## [Given request]
Go through the lines below and copy each one that holds the string "styles".

## [Data provided]
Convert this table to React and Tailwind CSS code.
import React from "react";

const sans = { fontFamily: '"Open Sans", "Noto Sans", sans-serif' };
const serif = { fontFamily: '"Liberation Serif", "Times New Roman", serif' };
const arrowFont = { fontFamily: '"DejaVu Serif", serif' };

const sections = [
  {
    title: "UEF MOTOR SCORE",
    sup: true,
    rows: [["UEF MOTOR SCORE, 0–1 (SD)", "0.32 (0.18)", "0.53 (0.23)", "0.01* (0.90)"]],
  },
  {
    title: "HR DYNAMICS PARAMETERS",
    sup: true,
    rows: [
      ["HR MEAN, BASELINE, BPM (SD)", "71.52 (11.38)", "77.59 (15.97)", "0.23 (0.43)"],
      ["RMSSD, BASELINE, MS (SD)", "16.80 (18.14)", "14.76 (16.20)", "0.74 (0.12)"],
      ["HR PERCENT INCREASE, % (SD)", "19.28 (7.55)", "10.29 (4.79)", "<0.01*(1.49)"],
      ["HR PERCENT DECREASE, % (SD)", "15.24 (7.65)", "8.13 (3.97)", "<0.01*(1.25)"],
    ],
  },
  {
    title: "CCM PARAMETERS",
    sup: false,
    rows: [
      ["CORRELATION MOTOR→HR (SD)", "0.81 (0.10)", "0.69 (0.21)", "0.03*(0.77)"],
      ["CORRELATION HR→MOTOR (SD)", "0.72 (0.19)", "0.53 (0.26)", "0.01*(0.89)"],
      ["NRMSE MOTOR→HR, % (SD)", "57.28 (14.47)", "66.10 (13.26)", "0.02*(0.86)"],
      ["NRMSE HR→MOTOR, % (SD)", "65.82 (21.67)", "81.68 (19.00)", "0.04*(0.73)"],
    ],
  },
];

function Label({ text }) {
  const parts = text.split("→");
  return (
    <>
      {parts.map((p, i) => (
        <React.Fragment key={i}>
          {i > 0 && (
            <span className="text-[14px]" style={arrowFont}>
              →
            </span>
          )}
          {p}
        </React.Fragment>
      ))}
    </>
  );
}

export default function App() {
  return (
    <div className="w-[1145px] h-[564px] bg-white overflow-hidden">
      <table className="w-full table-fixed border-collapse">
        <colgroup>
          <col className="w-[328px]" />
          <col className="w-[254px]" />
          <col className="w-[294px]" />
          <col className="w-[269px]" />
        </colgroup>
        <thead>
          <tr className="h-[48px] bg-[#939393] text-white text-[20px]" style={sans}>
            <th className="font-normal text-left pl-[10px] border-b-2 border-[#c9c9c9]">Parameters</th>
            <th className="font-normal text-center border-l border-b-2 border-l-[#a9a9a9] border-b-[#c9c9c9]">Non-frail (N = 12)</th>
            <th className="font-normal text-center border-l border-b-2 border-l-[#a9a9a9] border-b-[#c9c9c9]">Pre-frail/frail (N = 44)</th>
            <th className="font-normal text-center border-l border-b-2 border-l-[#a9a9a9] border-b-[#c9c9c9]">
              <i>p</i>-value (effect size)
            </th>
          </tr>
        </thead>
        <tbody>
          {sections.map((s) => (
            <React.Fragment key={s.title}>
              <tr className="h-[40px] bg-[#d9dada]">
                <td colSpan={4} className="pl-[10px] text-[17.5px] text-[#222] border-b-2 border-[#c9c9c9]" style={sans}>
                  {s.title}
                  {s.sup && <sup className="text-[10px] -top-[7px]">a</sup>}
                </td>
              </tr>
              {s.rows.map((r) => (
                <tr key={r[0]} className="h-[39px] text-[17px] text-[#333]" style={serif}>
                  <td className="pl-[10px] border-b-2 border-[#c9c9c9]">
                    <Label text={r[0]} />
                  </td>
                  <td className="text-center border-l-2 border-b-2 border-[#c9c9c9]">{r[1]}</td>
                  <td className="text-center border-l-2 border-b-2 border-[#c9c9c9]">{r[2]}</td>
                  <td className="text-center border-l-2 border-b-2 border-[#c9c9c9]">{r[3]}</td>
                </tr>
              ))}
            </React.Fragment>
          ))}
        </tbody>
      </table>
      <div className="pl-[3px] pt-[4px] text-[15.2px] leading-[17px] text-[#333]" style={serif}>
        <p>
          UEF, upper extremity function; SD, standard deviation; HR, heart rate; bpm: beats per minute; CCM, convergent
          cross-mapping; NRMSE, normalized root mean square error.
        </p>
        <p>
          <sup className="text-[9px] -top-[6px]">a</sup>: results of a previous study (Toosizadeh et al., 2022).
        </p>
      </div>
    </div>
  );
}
==
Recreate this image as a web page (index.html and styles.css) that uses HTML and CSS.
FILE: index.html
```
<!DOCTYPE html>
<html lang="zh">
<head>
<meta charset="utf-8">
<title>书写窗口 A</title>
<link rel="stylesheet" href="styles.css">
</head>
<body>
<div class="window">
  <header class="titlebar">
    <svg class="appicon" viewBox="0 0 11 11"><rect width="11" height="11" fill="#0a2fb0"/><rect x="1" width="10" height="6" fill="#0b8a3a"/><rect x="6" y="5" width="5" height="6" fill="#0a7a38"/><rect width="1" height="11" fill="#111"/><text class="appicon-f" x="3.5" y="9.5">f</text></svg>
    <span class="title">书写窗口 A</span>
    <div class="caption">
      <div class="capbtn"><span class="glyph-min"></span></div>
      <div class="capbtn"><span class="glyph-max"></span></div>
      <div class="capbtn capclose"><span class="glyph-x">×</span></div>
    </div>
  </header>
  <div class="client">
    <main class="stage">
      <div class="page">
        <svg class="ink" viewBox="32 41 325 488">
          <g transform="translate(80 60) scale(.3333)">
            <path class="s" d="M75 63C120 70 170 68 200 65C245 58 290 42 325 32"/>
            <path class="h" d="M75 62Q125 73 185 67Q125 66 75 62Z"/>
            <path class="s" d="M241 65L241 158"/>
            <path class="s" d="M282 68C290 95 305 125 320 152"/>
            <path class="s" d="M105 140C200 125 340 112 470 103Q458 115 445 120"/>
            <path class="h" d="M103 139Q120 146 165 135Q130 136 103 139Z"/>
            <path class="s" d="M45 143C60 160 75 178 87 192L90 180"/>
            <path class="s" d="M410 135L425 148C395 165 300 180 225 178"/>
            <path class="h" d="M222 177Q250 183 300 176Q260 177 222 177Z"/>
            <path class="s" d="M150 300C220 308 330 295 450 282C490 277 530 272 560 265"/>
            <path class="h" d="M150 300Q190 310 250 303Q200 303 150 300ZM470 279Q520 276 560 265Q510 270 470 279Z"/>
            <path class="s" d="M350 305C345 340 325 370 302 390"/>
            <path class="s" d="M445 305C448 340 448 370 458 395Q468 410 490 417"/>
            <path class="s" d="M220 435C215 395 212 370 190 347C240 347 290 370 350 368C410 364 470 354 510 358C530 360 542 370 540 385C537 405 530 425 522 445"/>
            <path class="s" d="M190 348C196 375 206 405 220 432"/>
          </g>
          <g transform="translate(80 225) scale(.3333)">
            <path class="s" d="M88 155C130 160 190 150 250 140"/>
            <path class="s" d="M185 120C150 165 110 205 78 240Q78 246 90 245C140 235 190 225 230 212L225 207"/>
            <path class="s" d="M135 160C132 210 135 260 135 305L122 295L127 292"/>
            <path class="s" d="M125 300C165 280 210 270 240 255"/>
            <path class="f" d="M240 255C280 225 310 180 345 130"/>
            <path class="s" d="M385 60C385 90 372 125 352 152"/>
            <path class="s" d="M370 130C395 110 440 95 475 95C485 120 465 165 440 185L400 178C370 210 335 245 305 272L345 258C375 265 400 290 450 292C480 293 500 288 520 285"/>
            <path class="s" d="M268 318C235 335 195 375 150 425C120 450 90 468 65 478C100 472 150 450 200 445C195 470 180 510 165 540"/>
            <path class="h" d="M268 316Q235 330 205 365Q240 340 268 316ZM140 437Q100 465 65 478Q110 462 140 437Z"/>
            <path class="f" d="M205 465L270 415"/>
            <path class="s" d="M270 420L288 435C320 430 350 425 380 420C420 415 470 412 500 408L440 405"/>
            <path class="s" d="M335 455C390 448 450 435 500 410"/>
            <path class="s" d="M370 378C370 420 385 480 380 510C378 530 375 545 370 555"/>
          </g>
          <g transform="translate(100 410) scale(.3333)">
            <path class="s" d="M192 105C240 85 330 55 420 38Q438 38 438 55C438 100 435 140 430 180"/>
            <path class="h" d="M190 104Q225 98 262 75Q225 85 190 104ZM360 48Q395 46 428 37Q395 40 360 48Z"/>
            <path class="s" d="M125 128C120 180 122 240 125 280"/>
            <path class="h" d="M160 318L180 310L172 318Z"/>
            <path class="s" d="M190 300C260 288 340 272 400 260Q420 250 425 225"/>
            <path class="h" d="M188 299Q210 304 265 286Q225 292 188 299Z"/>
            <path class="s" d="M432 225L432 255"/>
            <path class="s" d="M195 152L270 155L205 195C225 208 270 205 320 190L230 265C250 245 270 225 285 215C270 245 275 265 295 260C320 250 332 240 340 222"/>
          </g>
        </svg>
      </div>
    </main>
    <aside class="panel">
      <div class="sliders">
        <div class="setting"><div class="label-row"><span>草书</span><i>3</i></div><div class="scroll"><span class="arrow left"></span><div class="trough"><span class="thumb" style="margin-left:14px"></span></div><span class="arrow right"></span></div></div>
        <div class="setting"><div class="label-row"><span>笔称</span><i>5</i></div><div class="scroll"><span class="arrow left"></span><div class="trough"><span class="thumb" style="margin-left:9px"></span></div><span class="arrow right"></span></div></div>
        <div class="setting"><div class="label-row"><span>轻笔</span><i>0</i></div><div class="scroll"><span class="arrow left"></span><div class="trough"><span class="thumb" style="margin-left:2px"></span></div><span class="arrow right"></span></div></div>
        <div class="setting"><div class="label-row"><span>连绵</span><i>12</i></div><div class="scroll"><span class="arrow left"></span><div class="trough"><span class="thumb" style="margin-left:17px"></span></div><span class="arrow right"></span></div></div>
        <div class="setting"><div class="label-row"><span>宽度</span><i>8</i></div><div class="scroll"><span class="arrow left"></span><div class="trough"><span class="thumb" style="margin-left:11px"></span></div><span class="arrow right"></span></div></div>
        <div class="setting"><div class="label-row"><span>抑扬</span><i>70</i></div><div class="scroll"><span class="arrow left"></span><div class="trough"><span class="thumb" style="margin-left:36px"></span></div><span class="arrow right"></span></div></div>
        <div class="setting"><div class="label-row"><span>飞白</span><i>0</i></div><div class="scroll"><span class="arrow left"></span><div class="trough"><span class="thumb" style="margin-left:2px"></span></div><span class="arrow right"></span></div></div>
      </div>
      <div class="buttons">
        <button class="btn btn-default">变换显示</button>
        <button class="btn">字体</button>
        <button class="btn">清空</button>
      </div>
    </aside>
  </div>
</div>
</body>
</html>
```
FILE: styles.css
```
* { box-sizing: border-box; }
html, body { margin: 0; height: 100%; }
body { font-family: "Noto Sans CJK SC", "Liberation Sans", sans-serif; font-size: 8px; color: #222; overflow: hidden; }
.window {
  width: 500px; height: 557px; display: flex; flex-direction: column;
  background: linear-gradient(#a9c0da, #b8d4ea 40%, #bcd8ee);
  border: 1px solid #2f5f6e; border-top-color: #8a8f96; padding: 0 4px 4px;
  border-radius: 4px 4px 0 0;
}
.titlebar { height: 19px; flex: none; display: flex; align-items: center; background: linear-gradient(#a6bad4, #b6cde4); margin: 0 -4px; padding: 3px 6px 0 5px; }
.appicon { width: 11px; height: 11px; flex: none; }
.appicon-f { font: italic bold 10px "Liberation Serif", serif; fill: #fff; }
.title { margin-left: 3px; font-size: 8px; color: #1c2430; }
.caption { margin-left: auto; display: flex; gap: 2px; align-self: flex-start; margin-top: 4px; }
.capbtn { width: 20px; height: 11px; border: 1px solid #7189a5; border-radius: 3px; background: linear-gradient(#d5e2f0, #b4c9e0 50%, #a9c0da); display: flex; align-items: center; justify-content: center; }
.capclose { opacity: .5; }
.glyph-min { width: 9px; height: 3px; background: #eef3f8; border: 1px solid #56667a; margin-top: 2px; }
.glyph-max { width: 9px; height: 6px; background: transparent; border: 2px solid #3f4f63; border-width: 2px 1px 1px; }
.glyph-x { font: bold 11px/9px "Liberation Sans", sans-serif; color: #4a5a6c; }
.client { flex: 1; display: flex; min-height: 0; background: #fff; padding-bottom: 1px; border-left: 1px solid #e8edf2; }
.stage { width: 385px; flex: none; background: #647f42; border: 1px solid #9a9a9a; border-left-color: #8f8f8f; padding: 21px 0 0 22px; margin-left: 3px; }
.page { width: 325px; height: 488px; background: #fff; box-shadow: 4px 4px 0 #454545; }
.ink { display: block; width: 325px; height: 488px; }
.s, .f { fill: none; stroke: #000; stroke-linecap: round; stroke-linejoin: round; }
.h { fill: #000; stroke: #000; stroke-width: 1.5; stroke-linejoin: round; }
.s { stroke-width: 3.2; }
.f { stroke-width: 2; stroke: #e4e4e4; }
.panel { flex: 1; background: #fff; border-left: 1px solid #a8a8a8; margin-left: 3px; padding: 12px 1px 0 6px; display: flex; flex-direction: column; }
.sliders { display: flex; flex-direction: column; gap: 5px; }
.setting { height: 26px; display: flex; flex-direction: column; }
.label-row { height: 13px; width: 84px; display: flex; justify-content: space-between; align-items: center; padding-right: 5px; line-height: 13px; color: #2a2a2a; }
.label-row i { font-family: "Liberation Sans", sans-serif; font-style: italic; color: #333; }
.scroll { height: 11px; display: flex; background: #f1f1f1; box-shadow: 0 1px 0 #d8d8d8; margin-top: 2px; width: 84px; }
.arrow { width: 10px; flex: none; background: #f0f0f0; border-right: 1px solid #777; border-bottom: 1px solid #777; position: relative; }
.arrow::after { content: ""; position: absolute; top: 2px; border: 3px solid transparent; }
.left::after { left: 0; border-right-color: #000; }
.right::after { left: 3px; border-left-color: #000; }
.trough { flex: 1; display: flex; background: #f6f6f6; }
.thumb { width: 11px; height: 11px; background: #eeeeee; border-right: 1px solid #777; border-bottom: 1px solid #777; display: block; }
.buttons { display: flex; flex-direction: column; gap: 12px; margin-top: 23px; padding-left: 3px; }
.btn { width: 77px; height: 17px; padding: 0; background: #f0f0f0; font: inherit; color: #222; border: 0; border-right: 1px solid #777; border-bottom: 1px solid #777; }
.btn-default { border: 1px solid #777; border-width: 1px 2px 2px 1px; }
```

## [Result]
Recreate this image as a web page (index.html and styles.css) that uses HTML and CSS.
<link rel="stylesheet" href="styles.css">
FILE: styles.css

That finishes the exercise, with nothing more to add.